Many things had stayed the same: the big indoor palm trees my mom had inherited from her mother; the garage that contained my late grandfather’s old car; the big staircase that led to the second floor. All I wanted to do was record the familiar images, sounds and smells of my house and remember the slightly shaking walls from the metro line that went right under it. I didn’t know whether this would be my last time back. But walking into an empty house in August 2022, knowing that my grandmother spent her last days here hiding in a basement, broke my heart all over again. Reading her memoir over the past couple of months made me feel like I was still able to talk to her, but seeing her room empty yanked me out of that dream. The war was not over, but her time with us was.
I was so happy to see my friends, because our last interactions were all via Instant Messenger in the first days of war — as I obsessively checked where everyone was and whether they made it out of Kyiv. Yes, people in Kyiv still went out –– even though the curfew meant that everyone had to either go home at 10 p.m., or stay over long enough for it to be over at around 5 in the morning. As I walked down a central street in Kyiv with four of my closest friends, I saw that young people chose to keep living life, but respectfully, with the awareness that many others across the country did not have that luxury. Many of these young people had their own stories of war and so conversation became much more substantial than ever before. And, of course, just as my grandmother described conversations more than 80 years ago, they were full of optimism about defeating our enemy.
It was only after we crossed the Polish border on the way out of Ukraine that I noticed how tense I was during my whole trip back home and how little space for self-reflection my brain had had. There was always a possibility that something would go wrong, which made me slightly apprehensive and blocked my ability to analyze anything complex. All I could do was take in what was happening immediately around me. But as soon as my nerves started to calm and the anxiety lifted, I started realizing all the similarities between what I read in my grandmother’s memoir and what I saw with my own eyes. War indeed did not stop life. And even though the wars were separated by decades, the experiences were not.
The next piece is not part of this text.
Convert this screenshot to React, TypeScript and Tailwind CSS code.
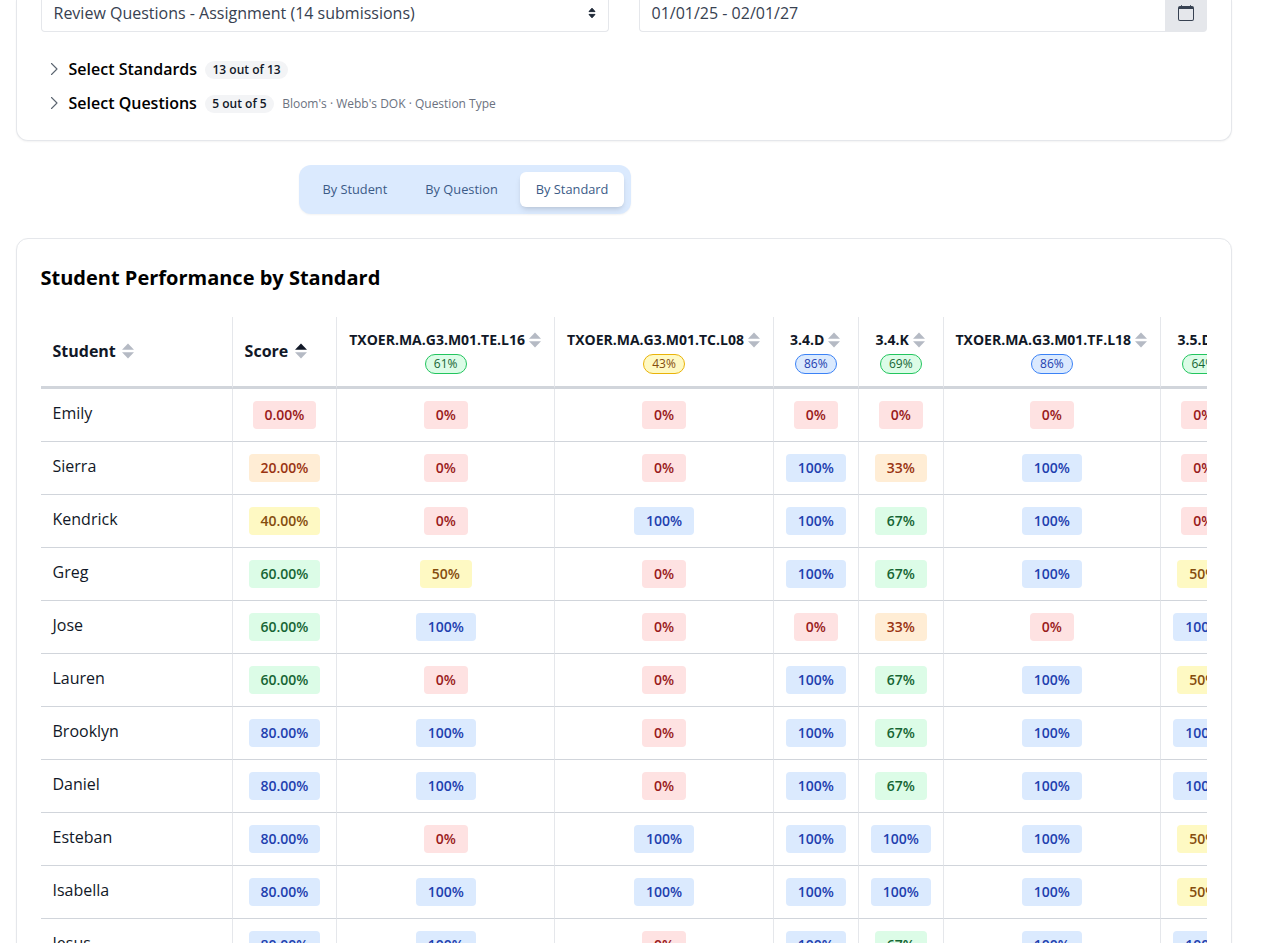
import React from "react";

const tones = {
  red: "bg-[#fee2e2] text-[#991b1b]",
  orange: "bg-[#ffedd5] text-[#9a3412]",
  yellow: "bg-[#fef9c3] text-[#854d0e]",
  green: "bg-[#dcfce7] text-[#166534]",
  blue: "bg-[#dbeafe] text-[#1e40af]",
};
type Tone = keyof typeof tones;

const pillBorders: Record<Tone, string> = {
  red: "border-[#ef4444]",
  orange: "border-[#f97316]",
  yellow: "border-[#eab308]",
  green: "border-[#22c55e]",
  blue: "border-[#3b82f6]",
};

function toneFor(value: number): Tone {
  if (value >= 80) return "blue";
  if (value >= 60) return "green";
  if (value >= 40) return "yellow";
  if (value >= 20) return "orange";
  return "red";
}

const standards = [
  { code: "TXOER.MA.G3.M01.TE.L16", average: 61 },
  { code: "TXOER.MA.G3.M01.TC.L08", average: 43 },
  { code: "3.4.D", average: 86 },
  { code: "3.4.K", average: 69 },
  { code: "TXOER.MA.G3.M01.TF.L18", average: 86 },
  { code: "3.5.D", average: 64 },
];

const students: { name: string; score: number; results: number[] }[] = [
  { name: "Emily", score: 0, results: [0, 0, 0, 0, 0, 0] },
  { name: "Sierra", score: 20, results: [0, 0, 100, 33, 100, 0] },
  { name: "Kendrick", score: 40, results: [0, 100, 100, 67, 100, 0] },
  { name: "Greg", score: 60, results: [50, 0, 100, 67, 100, 50] },
  { name: "Jose", score: 60, results: [100, 0, 0, 33, 0, 100] },
  { name: "Lauren", score: 60, results: [0, 0, 100, 67, 100, 50] },
  { name: "Brooklyn", score: 80, results: [100, 0, 100, 67, 100, 100] },
  { name: "Daniel", score: 80, results: [100, 0, 100, 67, 100, 100] },
  { name: "Esteban", score: 80, results: [0, 100, 100, 100, 100, 50] },
  { name: "Isabella", score: 80, results: [100, 100, 100, 100, 100, 50] },
  { name: "Jesus", score: 80, results: [100, 0, 100, 67, 100, 100] },
];

const columns = "grid grid-cols-[192px_104px_218.4px_218.4px_85px_85px_217.2px_85.6px] w-[1205.6px]";

function SortIcon({ ascending = false }: { ascending?: boolean }) {
  return (
    <svg width="12" height="16" viewBox="0 0 12 16" className="mt-px shrink-0">
      <path d="M6 0.6 L12 6.8 H0 Z" fill={ascending ? "#111827" : "#b5bac4"} />
      <path d="M6 15.4 L0 9.2 H12 Z" fill="#b5bac4" />
    </svg>
  );
}

function Badge({ value, label }: { value: number; label: string }) {
  return (
    <span className={`h-7 rounded px-3 text-sm leading-7 font-semibold ${tones[toneFor(value)]}`}>
      {label}
    </span>
  );
}

function Pill({ value }: { value: number }) {
  const tone = toneFor(value);
  return (
    <span className={`h-5 rounded-full border px-2 text-xs leading-[18px] font-medium ${tones[tone]} ${pillBorders[tone]}`}>
      {value}%
    </span>
  );
}

function Disclosure({ title, count, note }: { title: string; count: string; note?: string }) {
  return (
    <div className="flex h-[34px] items-center">
      <svg width="16" height="16" viewBox="0 0 16 16" className="ml-[5px] mr-[6.5px]" fill="none" stroke="#5b6470" strokeWidth="1.1" strokeLinecap="round" strokeLinejoin="round">
        <path d="M5.5 2.5 L11 8 L5.5 13.5" />
      </svg>
      <span className="text-base font-semibold text-black">{title}</span>
      <span className="ml-2 mt-0.5 h-[18px] rounded-full bg-[#f3f4f6] px-[7.4px] text-xs leading-[18px] font-semibold text-[#111827]">
        {count}
      </span>
      {note && <span className="ml-2 mt-0.5 text-xs text-[#6b7280]">{note}</span>}
    </div>
  );
}

function Filters() {
  return (
    <section className="h-[141px] w-[1216px] rounded-b-xl border border-t-0 border-[#e5e7eb] bg-white px-6 shadow-xs">
      <div className="flex h-8 gap-[30px] text-base text-[#374151]">
        <div className="flex w-[568px] items-start justify-between rounded-b border border-t-0 border-[#e5e7eb] pr-3 pl-[11.5px]">
          <span className="mt-px">Review Questions - Assignment (14 submissions)</span>
          <svg width="8" height="12" viewBox="0 0 8 12" className="mt-[7px]" fill="#1f2937">
            <path d="M4 1.2 L7 4.6 H1 Z M4 10.8 L1 7.4 H7 Z" stroke="#1f2937" strokeWidth="1" strokeLinejoin="round" />
          </svg>
        </div>
        <div className="flex w-[568px]">
          <div className="grow rounded-bl border border-t-0 border-r-0 border-[#e5e7eb] pl-[11.5px]">
            <span className="mt-px block">01/01/25 - 02/01/27</span>
          </div>
          <div className="flex w-[42px] items-start justify-center rounded-br bg-[#e5e7eb]">
            <svg width="16" height="16" viewBox="0 0 16 16" fill="#374151" className="mt-[5px]">
              <path d="M3.5 0a.5.5 0 0 1 .5.5V1h8V.5a.5.5 0 0 1 1 0V1h1a2 2 0 0 1 2 2v11a2 2 0 0 1-2 2H2a2 2 0 0 1-2-2V3a2 2 0 0 1 2-2h1V.5a.5.5 0 0 1 .5-.5M1 4v10a1 1 0 0 0 1 1h12a1 1 0 0 0 1-1V4z" />
            </svg>
          </div>
        </div>
      </div>
      <div className="pt-5">
        <Disclosure title="Select Standards" count="13 out of 13" />
        <Disclosure title="Select Questions" count="5 out of 5" note="Bloom's · Webb's DOK · Question Type" />
      </div>
    </section>
  );
}

function ViewTabs() {
  const tab = "h-[35px] rounded-md px-[15.6px] text-[12.8px] leading-[35px] text-[#3b5b87]";
  return (
    <nav className="mt-6 ml-[283px] flex h-[49px] w-[332px] items-center justify-between rounded-xl bg-[#dbeafe] pr-[7px] pl-[7.8px] shadow-xs">
      <button className={tab}>By Student</button>
      <button className={tab}>By Question</button>
      <button className={`${tab} bg-white shadow-md`}>By Standard</button>
    </nav>
  );
}

function PerformanceTable() {
  return (
    <div className="mt-6 overflow-hidden">
      <div className={`${columns} h-[72px] text-[#111827]`}>
        <div className="flex items-center gap-1.5 border-r border-b-3 border-r-[#e5e7eb] border-b-[#d1d5db] pb-0.5 pl-[11.5px] font-bold">
          Student <SortIcon />
        </div>
        <div className="flex items-center gap-[7px] border-r border-b-3 border-r-[#e5e7eb] border-b-[#d1d5db] pb-0.5 pl-[11.6px] font-bold">
          Score <SortIcon ascending />
        </div>
        {standards.map((s) => (
          <div key={s.code} className="flex flex-col items-center border-r border-b-3 border-r-[#e5e7eb] border-b-[#d1d5db] pt-3">
            <div className="flex h-5 items-center gap-1 pr-[1.2px] text-sm font-bold whitespace-nowrap">
              <span className="pt-0.5">{s.code}</span> <SortIcon />
            </div>
            <div className="mt-[5px] flex">
              <Pill value={s.average} />
            </div>
          </div>
        ))}
      </div>
      {students.map((student) => (
        <div key={student.name} className={`${columns} h-[53px]`}>
          <div className="border-r border-b border-r-[#e5e7eb] border-b-[#d1d5db] pt-3 pl-[11.5px] text-base text-[#111827]">
            {student.name}
          </div>
          <div className="flex items-start justify-center border-r border-b border-r-[#e5e7eb] border-b-[#d1d5db] pt-3">
            <Badge value={student.score} label={`${student.score.toFixed(2)}%`} />
          </div>
          {student.results.map((r, i) => (
            <div key={i} className="flex items-start justify-center border-r border-b border-r-[#e5e7eb] border-b-[#d1d5db] pt-3">
              <Badge value={r} label={`${r}%`} />
            </div>
          ))}
        </div>
      ))}
    </div>
  );
}

export default function App() {
  return (
    <main className="h-[943px] overflow-hidden bg-white px-4 font-['Open_Sans','Noto_Sans',sans-serif]">
      <Filters />
      <ViewTabs />
      <section className="mt-6 w-[1216px] rounded-t-xl border border-[#e5e7eb] bg-white p-6 shadow-xs">
        <h2 className="-ml-[0.5px] text-xl leading-[30px] font-bold text-black">Student Performance by Standard</h2>
        <PerformanceTable />
      </section>
    </main>
  );
}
I had translated 10,000 words of my grandmother’s book in under two days. Reading how she lost her sister, mom and dad in the space of one month made me an emotional wreck. For days after, I was stuck between my new reality of war and that of my grandmother from 80 years ago. I refused to believe that she had to go through war again in 2022. But I also knew that her story did not end there.
The trip made me realize why my grandmother was so determined to record her own experiences. As the only surviving member of her family, it was her duty to not only share her story but to inspire others –– like me –– to record our own. As someone who has the privilege to cross borders when many others do not, it is my duty to help others get through this tough time of collective trauma and loss by bringing back stories of hope.
At my grandmother’s funeral in Hungary a few months back, the wreaths on her coffin read, “To a loving wife, mother, grandmother, great-grandmother and friend.”
My grandmother was able to build her life up from nothing, like many Ukrainians, and raise a family that would be with her until her very last moment. She was driven by her determination to never be alone again, and fought hard for her story to continue. Now I was determined to find out how she did that as an orphan in a destroyed postwar village in Ukraine. Thankfully, her words were there to guide me.